Seguindo a agenda da campanha, Macron tentou ontem reforçar sua imagem de tolerância frente à de Le Pen e seu partido em uma homenagem realizada no Dia da Deportação na França — cujo regime colaboracionista contribuiu para mandar 200 mil judeus aos campos de extermínio.
— A homenagem que quis fazer hoje (ontem) é para mostrar este dever que temos com todas as vidas perdidas pelos extremos, pela barbárie — disse Macron, pedindo que atos como esses “não se reproduzam nunca mais”.
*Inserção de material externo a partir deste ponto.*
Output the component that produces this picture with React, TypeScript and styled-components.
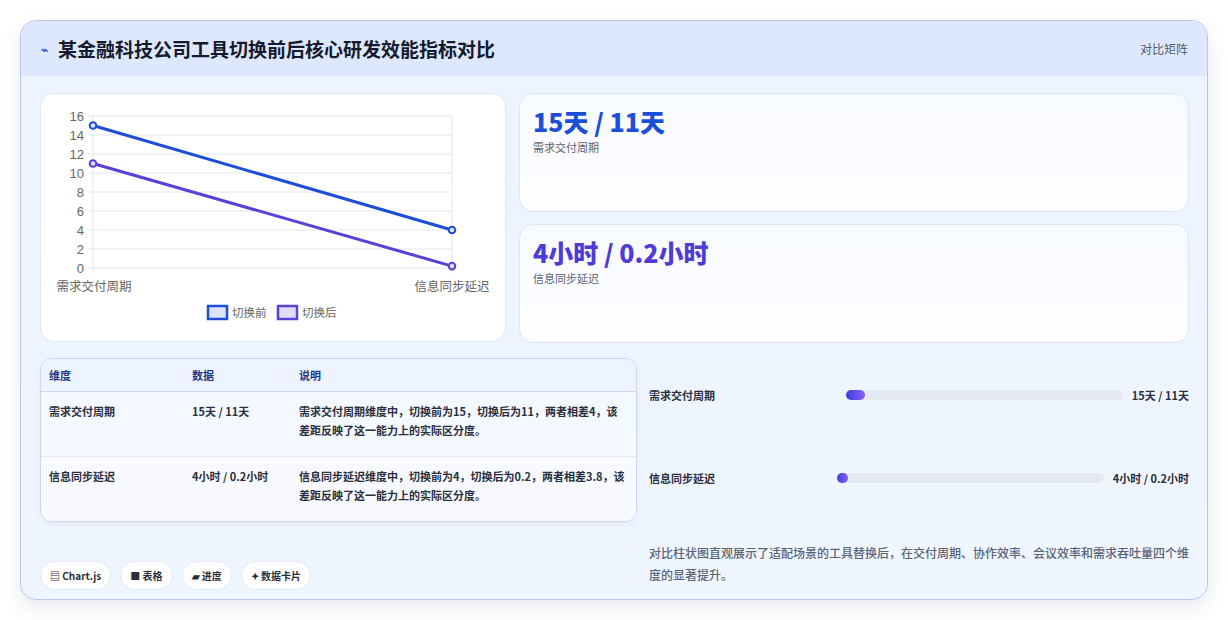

Os capítulos obscuros da ocupação nazista, em 1942, voltaram durante a campanha, com várias polêmicas em torno da FN — após declarações do pai de Marine e um dos fundadores da legenda, Jean-Marie Le Pen, e de Jean-François Jalkh, que teve que se afastar na sexta-feira da direção interina da FN por declarações sobre as câmaras de gás — que ele nega.
— A eleição de Marine Le Pen seria algo monstruoso — afirmou Daniel Cordier, ex-secretário de Jean Moulin e figura da resistência francesa durante a ocupação nazista, em uma entrevista ao “Journal du Dimanche”. — Le Pen na vida política francesa representa a negação de tudo pelo qual nós combatemos.
A própria Le Pen se viu dentro da controvérsia negacionista ao afirmar, recentemente, que a França não foi responsável pelas detenções e deportações de judeus — em sua opinião, o regime colaboracionista não representava o país. Ontem, a líder da extrema-direita também fez uma discreta homenagem em Marselha às vítimas do Holocausto, e depositou flores diante do Monumento aos Deportados, sem avisar a imprensa.
— Eu não comercializo este tipo de homenagem. Não é um evento eleitoral — alfinetou na rede francesa BFMTV, enquanto sua sobrinha, a deputada Marion Maréchal Le Pen, denunciava o oportunismo de Macron.
Na tentativa de aumentar sua base eleitoral, a candidata ainda fez uma visita surpresa à fábrica de produtos de alumínio Altéo, envolvido em uma polêmica ambiental pelo vazamento de substâncias contaminantes no Mediterrâneo. Na quarta-feira, Le Pen já havia ido inesperadamente a uma fábrica de eletrodomésticos prestes a ser fechada. As visitas são uma tentativa de conquistar os eleitores com mais consciência ecológica, especialmente os do candidato de extrema-esquerda, Jean-Luc Mélenchon, e os do socialista Benoît Hamon, eliminados no primeiro turno.
— O Estado pode colaborar com o setor privado para proteger os empregos, ao mesmo tempo em que protege os franceses dos riscos ambientais — afirmou.
‘MOEDA ÚNICA ESTÁ MORTA’
O discurso é incomum e se afasta de declarações anteriores da candidata, que já criticou, por exemplo, o custo da transição à energia verde e se opôs ao fechamento da central nuclear de Fessenheim, a mais antiga da França, para evitar a perda de postos de trabalho. E em uma entrevista ao jornal “Le Parisien”, a candidata explicou sua proposta polêmica de coexistência de duas moedas, uma para transações nacionais e outra para as internacionais. De acordo com ela, a moeda única europeia “está morta” e é responsável por grande parte do desemprego na França.